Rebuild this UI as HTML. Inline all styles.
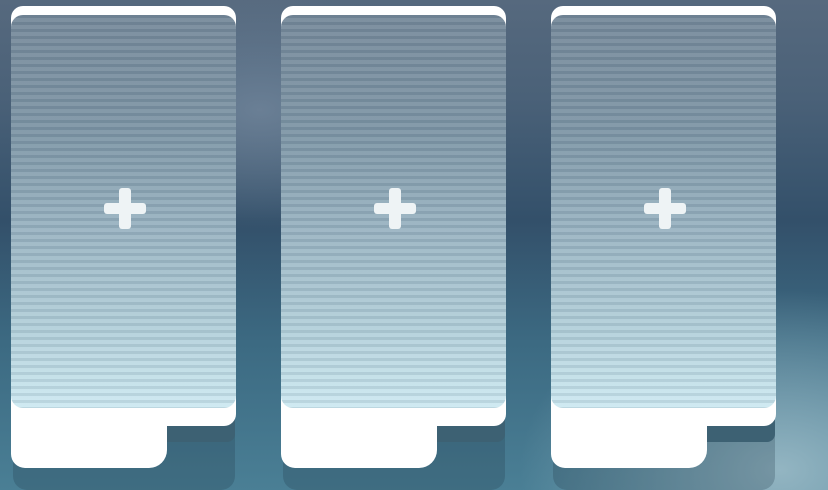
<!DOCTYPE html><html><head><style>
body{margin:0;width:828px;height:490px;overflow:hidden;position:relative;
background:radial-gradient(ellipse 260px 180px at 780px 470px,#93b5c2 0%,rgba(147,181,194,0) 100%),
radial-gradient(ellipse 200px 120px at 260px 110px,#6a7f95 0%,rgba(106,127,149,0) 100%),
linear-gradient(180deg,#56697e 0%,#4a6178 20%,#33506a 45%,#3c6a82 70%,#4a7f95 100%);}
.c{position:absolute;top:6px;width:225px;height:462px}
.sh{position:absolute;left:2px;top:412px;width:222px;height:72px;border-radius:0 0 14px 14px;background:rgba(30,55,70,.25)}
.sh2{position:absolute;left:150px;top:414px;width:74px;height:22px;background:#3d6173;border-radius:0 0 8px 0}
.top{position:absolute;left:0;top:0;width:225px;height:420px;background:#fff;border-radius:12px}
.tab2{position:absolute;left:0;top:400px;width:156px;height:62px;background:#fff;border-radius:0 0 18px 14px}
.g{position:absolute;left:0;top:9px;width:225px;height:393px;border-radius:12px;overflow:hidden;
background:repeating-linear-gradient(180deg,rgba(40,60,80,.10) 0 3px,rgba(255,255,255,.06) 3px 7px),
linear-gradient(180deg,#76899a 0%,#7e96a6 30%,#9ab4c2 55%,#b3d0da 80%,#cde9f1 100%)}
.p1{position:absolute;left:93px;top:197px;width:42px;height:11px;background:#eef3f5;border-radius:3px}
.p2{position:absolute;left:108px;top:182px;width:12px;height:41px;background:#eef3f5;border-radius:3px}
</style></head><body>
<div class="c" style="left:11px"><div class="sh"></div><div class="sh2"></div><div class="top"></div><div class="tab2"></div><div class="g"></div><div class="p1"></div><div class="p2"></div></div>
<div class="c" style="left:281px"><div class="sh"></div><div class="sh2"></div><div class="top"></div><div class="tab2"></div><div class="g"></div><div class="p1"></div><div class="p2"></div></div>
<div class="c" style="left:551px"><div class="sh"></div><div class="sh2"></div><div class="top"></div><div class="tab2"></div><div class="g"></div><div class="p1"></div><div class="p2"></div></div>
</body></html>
:::
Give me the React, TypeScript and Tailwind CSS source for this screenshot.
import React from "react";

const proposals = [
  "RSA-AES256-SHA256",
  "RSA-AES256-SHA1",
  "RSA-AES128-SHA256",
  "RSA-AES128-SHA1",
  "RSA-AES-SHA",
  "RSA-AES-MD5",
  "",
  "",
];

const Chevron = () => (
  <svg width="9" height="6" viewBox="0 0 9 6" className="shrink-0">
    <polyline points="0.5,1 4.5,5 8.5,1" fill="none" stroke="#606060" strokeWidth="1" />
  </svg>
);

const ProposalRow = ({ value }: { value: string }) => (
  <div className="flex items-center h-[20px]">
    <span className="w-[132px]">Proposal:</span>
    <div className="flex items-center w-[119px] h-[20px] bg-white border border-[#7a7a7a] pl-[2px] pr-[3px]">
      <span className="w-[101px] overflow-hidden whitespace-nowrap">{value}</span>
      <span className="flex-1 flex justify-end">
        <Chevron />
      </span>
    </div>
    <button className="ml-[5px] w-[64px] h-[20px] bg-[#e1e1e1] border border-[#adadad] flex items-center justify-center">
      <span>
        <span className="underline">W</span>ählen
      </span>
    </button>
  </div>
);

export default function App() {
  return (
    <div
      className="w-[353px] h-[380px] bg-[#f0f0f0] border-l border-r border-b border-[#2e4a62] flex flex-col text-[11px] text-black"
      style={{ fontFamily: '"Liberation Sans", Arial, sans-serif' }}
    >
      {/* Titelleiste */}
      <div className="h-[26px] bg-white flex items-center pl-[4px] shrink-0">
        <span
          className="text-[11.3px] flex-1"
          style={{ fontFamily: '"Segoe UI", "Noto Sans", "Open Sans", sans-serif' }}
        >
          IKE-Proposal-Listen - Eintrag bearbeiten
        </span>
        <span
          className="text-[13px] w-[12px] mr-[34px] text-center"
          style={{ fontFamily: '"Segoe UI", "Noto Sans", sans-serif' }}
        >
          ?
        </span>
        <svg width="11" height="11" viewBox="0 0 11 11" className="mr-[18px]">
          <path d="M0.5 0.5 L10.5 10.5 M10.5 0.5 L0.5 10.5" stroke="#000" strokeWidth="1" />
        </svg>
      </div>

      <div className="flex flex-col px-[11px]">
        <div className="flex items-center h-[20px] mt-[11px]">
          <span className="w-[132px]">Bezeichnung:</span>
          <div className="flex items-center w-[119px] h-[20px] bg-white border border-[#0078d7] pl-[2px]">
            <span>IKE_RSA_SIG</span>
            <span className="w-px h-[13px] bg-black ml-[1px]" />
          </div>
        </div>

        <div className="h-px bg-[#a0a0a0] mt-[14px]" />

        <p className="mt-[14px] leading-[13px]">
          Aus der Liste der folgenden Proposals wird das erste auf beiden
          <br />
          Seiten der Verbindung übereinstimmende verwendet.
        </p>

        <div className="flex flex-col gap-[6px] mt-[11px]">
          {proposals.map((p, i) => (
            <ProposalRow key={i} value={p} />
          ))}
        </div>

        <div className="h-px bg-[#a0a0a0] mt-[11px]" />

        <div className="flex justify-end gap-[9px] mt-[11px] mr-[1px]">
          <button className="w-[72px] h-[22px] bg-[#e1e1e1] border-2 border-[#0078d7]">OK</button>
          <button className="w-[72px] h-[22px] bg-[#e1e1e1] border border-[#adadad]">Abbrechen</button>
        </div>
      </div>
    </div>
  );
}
:::
Pull out every line holding "React" from the records above, and copy it.

EXERCISE OUTPUT:
Give me the React, TypeScript and Tailwind CSS source for this screenshot.
import React from "react";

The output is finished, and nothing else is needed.